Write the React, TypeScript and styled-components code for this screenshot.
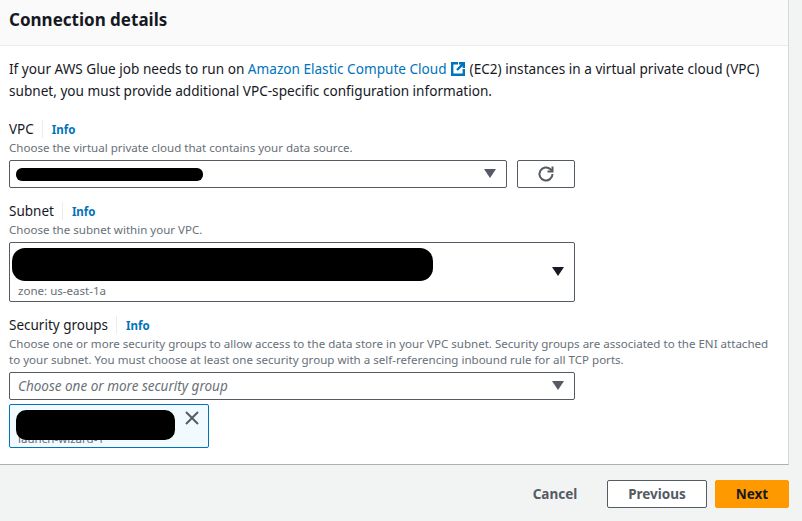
import styled, { createGlobalStyle } from "styled-components";

const Global = createGlobalStyle`
    html, body {
        margin: 0;
        padding: 0;
        background: #f2f3f3;
    }
    body {
        font-family: "Noto Sans", "Open Sans", sans-serif;
        color: #16191f;
    }
`;

const Page = styled.div`
    width: 802px;
    height: 521px;
    overflow: hidden;
`;

const Panel = styled.section`
    width: 789px;
    height: 465px;
    box-sizing: border-box;
    background: #fff;
    border-right: 1px solid #d5dbdb;
    border-bottom: 1px solid #a9b2b4;
`;

const Header = styled.header`
    height: 46px;
    box-sizing: border-box;
    padding: 7px 9px 0;
    background: #fafafa;
    border-bottom: 1px solid #eaeded;
`;

const Title = styled.h2`
    margin: 0;
    font-size: 17px;
    line-height: 26px;
    font-weight: 700;
`;

const Body = styled.div`
    padding: 12px 9px 0;
`;

const Intro = styled.p`
    margin: 0 0 18px;
    width: 770px;
    font-size: 13.6px;
    line-height: 22px;
`;

const Link = styled.a`
    color: #0073bb;
`;

const ExternalIcon = styled.svg`
    width: 14px;
    height: 14px;
    margin: 0 5px 0 4px;
    vertical-align: -2px;
    fill: none;
    stroke: #0073bb;
    stroke-width: 2.4;
`;

const Field = styled.div<{ $gap: number }>`
    margin-bottom: ${(p) => p.$gap}px;
`;

const LabelRow = styled.div`
    display: flex;
    align-items: center;
    height: 18px;
`;

const Label = styled.label`
    font-size: 13.5px;
    line-height: 18px;
    padding-right: 8px;
    border-right: 1px solid #eaeded;
`;

const InfoLink = styled.a`
    margin-left: 9px;
    font-size: 11.5px;
    font-weight: 700;
    color: #0073bb;
`;

const Hint = styled.div`
    width: 770px;
    margin-top: 2px;
    font-size: 11.55px;
    line-height: 16px;
    color: #687078;
`;

const SelectRow = styled.div`
    display: flex;
    gap: 10px;
    margin-top: 4px;
`;

const SelectBox = styled.div<{ $width: number; $height: number }>`
    position: relative;
    width: ${(p) => p.$width}px;
    height: ${(p) => p.$height}px;
    box-sizing: border-box;
    background: #fff;
    border: 1px solid #545b64;
    border-radius: 2px;
`;

const Caret = styled.svg<{ $dark?: boolean }>`
    position: absolute;
    right: 10px;
    top: 50%;
    width: 12px;
    height: 9px;
    margin-top: -5px;
    fill: ${(p) => (p.$dark ? "#16191f" : "#545b64")};
`;

const Redaction = styled.div<{ $left: number; $top: number; $width: number; $height: number; $radius: number }>`
    position: absolute;
    left: ${(p) => p.$left}px;
    top: ${(p) => p.$top}px;
    width: ${(p) => p.$width}px;
    height: ${(p) => p.$height}px;
    border-radius: ${(p) => p.$radius}px;
    background: #000;
`;

const Zone = styled.span`
    position: absolute;
    left: 8px;
    bottom: 2px;
    font-size: 11.55px;
    line-height: 16px;
    color: #687078;
`;

const Placeholder = styled.span`
    position: absolute;
    left: 8px;
    top: 4px;
    font-size: 13.5px;
    line-height: 18px;
    font-style: italic;
    color: #687078;
`;

const RefreshButton = styled.button`
    display: flex;
    align-items: center;
    justify-content: center;
    width: 58px;
    height: 28px;
    padding: 0;
    background: #fff;
    border: 1px solid #545b64;
    border-radius: 2px;
`;

const RefreshIcon = styled.svg`
    width: 18px;
    height: 18px;
    fill: none;
    stroke: #545b64;
    stroke-width: 2;
`;

const Token = styled.div`
    position: relative;
    width: 200px;
    height: 44px;
    margin-top: 4px;
    box-sizing: border-box;
    background: #f1faff;
    border: 1px solid #0073bb;
    border-radius: 2px;
`;

const TokenText = styled.span`
    position: absolute;
    left: 8px;
    bottom: 0;
    font-size: 11.55px;
    line-height: 16px;
    color: #687078;
`;

const CloseIcon = styled.svg`
    position: absolute;
    right: 9px;
    top: 6px;
    width: 14px;
    height: 14px;
    stroke: #545b64;
    stroke-width: 2;
`;

const Footer = styled.footer`
    display: flex;
    align-items: center;
    justify-content: flex-end;
    gap: 8px;
    width: 789px;
    height: 56px;
    padding-top: 1px;
    box-sizing: border-box;
`;

const widths = { link: "60px", normal: "100px", primary: "74px" };

const FooterButton = styled.button<{ $kind: "link" | "normal" | "primary" }>`
    height: 28px;
    box-sizing: border-box;
    padding: 0;
    font-family: inherit;
    font-size: 13.5px;
    font-weight: 700;
    border-radius: 2px;
    width: ${(p) => widths[p.$kind]};
    margin-right: ${(p) => (p.$kind === "link" ? "14px" : "0")};
    color: ${(p) => (p.$kind === "primary" ? "#16191f" : "#545b64")};
    background: ${(p) => (p.$kind === "primary" ? "#ff9900" : p.$kind === "normal" ? "#fff" : "transparent")};
    border: 1px solid ${(p) => (p.$kind === "primary" ? "#ff9900" : p.$kind === "normal" ? "#545b64" : "transparent")};
`;

function Arrow({ dark }: { dark?: boolean }) {
    return (
        <Caret viewBox="0 0 12 9" $dark={dark}>
            <path d="M0 0h12L6 9z" />
        </Caret>
    );
}

export default function App() {
    return (
        <Page>
            <Global />
            <Panel>
                <Header>
                    <Title>Connection details</Title>
                </Header>
                <Body>
                    <Intro>
                        If your AWS Glue job needs to run on <Link>Amazon Elastic Compute Cloud</Link>
                        <ExternalIcon viewBox="0 0 14 14">
                            <path d="M7 1.2H1.2v11.6h11.6V7" />
                            <path d="M8 1.2h4.8V6M12.8 1.2L6 8" />
                        </ExternalIcon>
                        (EC2) instances in a virtual private cloud (VPC) subnet, you must provide additional
                        VPC-specific configuration information.
                    </Intro>

                    <Field $gap={14}>
                        <LabelRow>
                            <Label>VPC</Label>
                            <InfoLink>Info</InfoLink>
                        </LabelRow>
                        <Hint>Choose the virtual private cloud that contains your data source.</Hint>
                        <SelectRow>
                            <SelectBox $width={498} $height={28}>
                                <Redaction $left={6} $top={7} $width={187} $height={13} $radius={6} />
                                <Arrow />
                            </SelectBox>
                            <RefreshButton>
                                <RefreshIcon viewBox="0 0 18 18">
                                    <path d="M15.5 9a6.5 6.5 0 1 1-2-4.7L15.5 6" />
                                    <path d="M15.5 1.5V6.5H10.5" />
                                </RefreshIcon>
                            </RefreshButton>
                        </SelectRow>
                    </Field>

                    <Field $gap={14}>
                        <LabelRow>
                            <Label>Subnet</Label>
                            <InfoLink>Info</InfoLink>
                        </LabelRow>
                        <Hint>Choose the subnet within your VPC.</Hint>
                        <SelectRow>
                            <SelectBox $width={566} $height={60}>
                                <Redaction $left={2} $top={5} $width={421} $height={33} $radius={13} />
                                <Zone>zone: us-east-1a</Zone>
                                <Arrow dark />
                            </SelectBox>
                        </SelectRow>
                    </Field>

                    <Field $gap={0}>
                        <LabelRow>
                            <Label>Security groups</Label>
                            <InfoLink>Info</InfoLink>
                        </LabelRow>
                        <Hint>
                            Choose one or more security groups to allow access to the data store in your VPC subnet.
                            Security groups are associated to the ENI attached to your subnet. You must choose at least
                            one security group with a self-referencing inbound rule for all TCP ports.
                        </Hint>
                        <SelectRow>
                            <SelectBox $width={566} $height={28}>
                                <Placeholder>Choose one or more security group</Placeholder>
                                <Arrow />
                            </SelectBox>
                        </SelectRow>
                        <Token>
                            <TokenText>launch-wizard-1</TokenText>
                            <Redaction $left={6} $top={5} $width={159} $height={30} $radius={10} />
                            <CloseIcon viewBox="0 0 14 14">
                                <path d="M1 1l12 12M13 1L1 13" />
                            </CloseIcon>
                        </Token>
                    </Field>
                </Body>
            </Panel>
            <Footer>
                <FooterButton $kind="link">Cancel</FooterButton>
                <FooterButton $kind="normal">Previous</FooterButton>
                <FooterButton $kind="primary">Next</FooterButton>
            </Footer>
        </Page>
    );
}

────────────────

List all lines in the material containing the string "components".

RESULT OF THE TASK -
Write the React, TypeScript and styled-components code for this screenshot.
import styled, { createGlobalStyle } from "styled-components";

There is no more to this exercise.